Privacy-Aware Joint DNN Model Deployment and Partitioning Optimization for Collaborative Edge Inference Services
Zhipeng Cheng, Xiaoyu Xia, Hong Wang, Minghui Liwang, Ning Chen, Xuwei Fan, Xianbin Wang
TL;DR
The paper tackles the challenge of privacy-preserving, delay-efficient collaborative edge inference by jointly optimizing DNN model deployment, user–server association, and model partitioning under resource and privacy constraints. It introduces a Lyapunov-based transformation to convert long-term stochastic optimization into per-slot decisions and uses a coalition formation game to enable scalable, distributed MD–server associations, with a greedy, submodular model deployment algorithm and an exhaustive partition search. The approach demonstrates substantial reductions in average inference delay while satisfying privacy constraints, outperforming baseline methods across diverse scenarios.
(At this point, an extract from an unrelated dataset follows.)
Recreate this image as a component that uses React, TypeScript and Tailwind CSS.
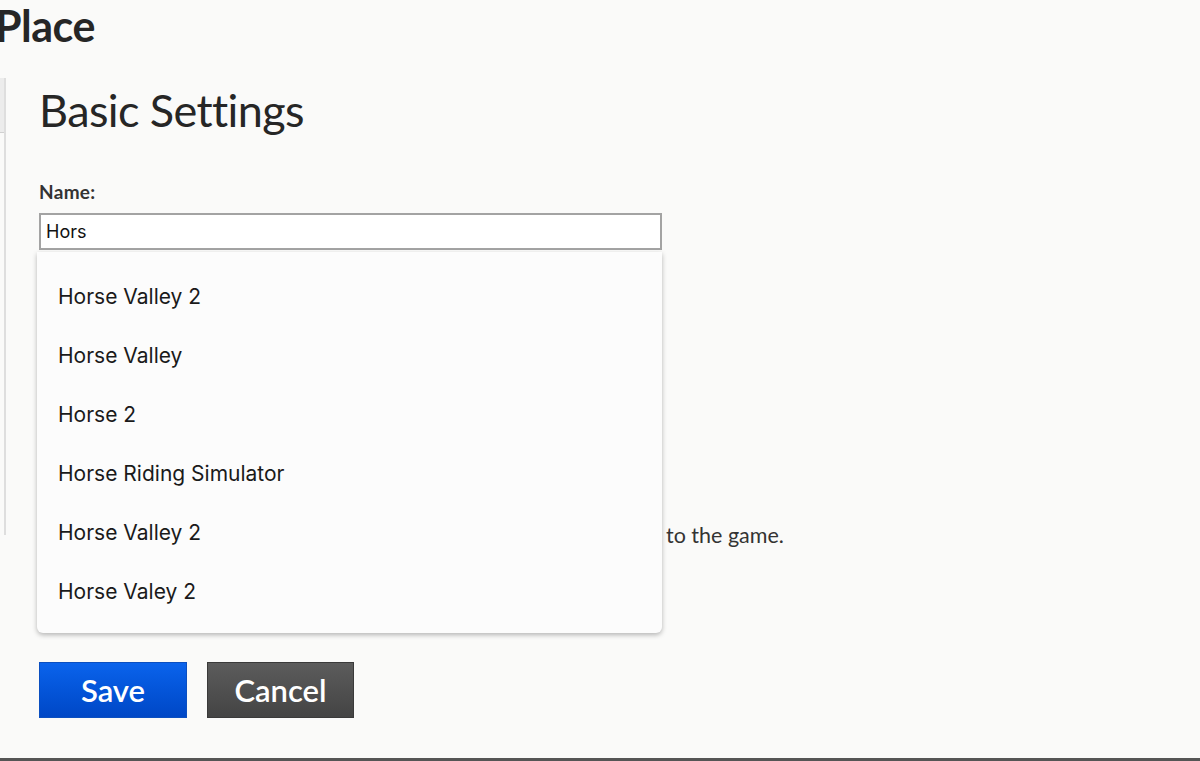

This work advances practical deployment of privacy-aware EI systems by integrating deployment, association, and partitioning into a cohesive, scalable framework suitable for dynamic edge networks.
Abstract
Edge inference (EI) has emerged as a promising paradigm to address the growing limitations of cloud-based Deep Neural Network (DNN) inference services, such as high response latency, limited scalability, and severe data privacy exposure. However, deploying DNN models on resource-constrained edge devices introduces additional challenges, including limited computation/storage resources, dynamic service demands, and heightened privacy risks. To tackle these issues, this paper presents a novel privacy-aware optimization framework that jointly addresses DNN model deployment, user-server association, and model partitioning, with the goal of minimizing long-term average inference delay under resource and privacy constraints. The problem is formulated as a complex, NP-hard stochastic optimization. To efficiently handle system dynamics and computational complexity, we employ a Lyapunov-based approach to transform the long-term objective into tractable per-slot decisions. Furthermore, we introduce a coalition formation game to enable adaptive user-server association and design a greedy algorithm for model deployment within each coalition. Extensive simulations demonstrate that the proposed algorithm significantly reduces inference delay and consistently satisfies privacy constraints, outperforming state-of-the-art baselines across diverse scenarios.